Some managers in other teams played the “oh it’s not super high impact it’s not prioritized” game, and those teams now own a bunch of broken stuff and make very slow progress because their developers are tiptoeing around broken glass, and end up building even more broken stuff because nothing they own is robust. Those managers played themselves.
Communication with management is bidirectional, sometimes they need a lot of persuasion.
Sounds like managing up, i.e. doing IC workload and the manager's job. Hard pass.
If you'd rather be miserable at work instead of content at work, that's a choice.
I tried that approach with a colleague and it just got more and more heated and frustrating. At the same time we were getting heat for reliability. I ended up quitting. Since then I heard from a colleague that they made some staff redundant, on a team that was already underwater.
I doubt very much that my experience was unique. In my new position we have the same problems with reliability but I don’t get involved in the political side of trying to argue about it, just turn up and do my 9-5. I’m a lot less stressed now!
I completely agree that technical tools cannot fix culture problems.
However, one of the things that I noticed in my previous companies was that my management chain wasn't even aware that the problem was this bad.
We also wanted to add better reporting (like the alert analytics) so that people have more visibility into the state of alerts + on-call load on engineers.

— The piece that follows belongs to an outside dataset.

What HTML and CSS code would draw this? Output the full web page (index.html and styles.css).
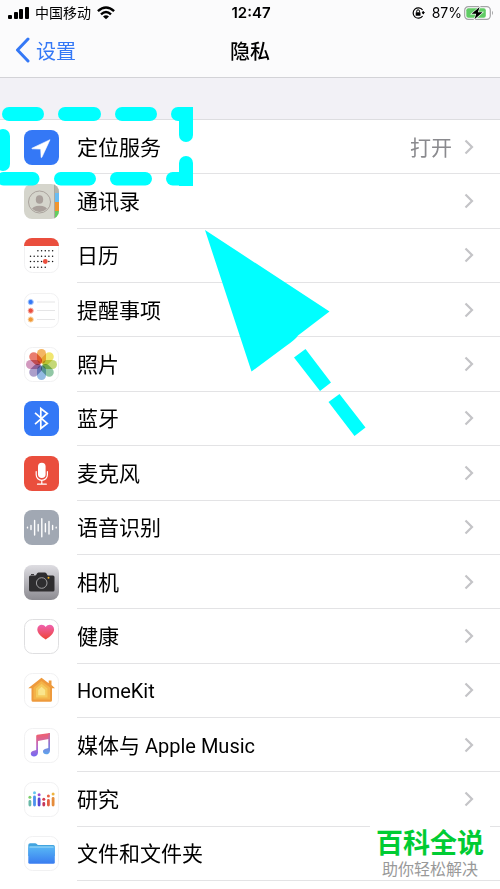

What strategies have worked well for you when it comes to management prioritizing these problems?
Show them the costs! Wasted time, wasted resources, wasted money. Show the waste and come with the plan to reduce the waste. Alerts, on-calls and tests are all waste reduction.
"We're paying down our technical debt"
Isn't that a cultural problem?
Obviously, the best way to get management's attention is to start a stop and frisk customer engagement plan.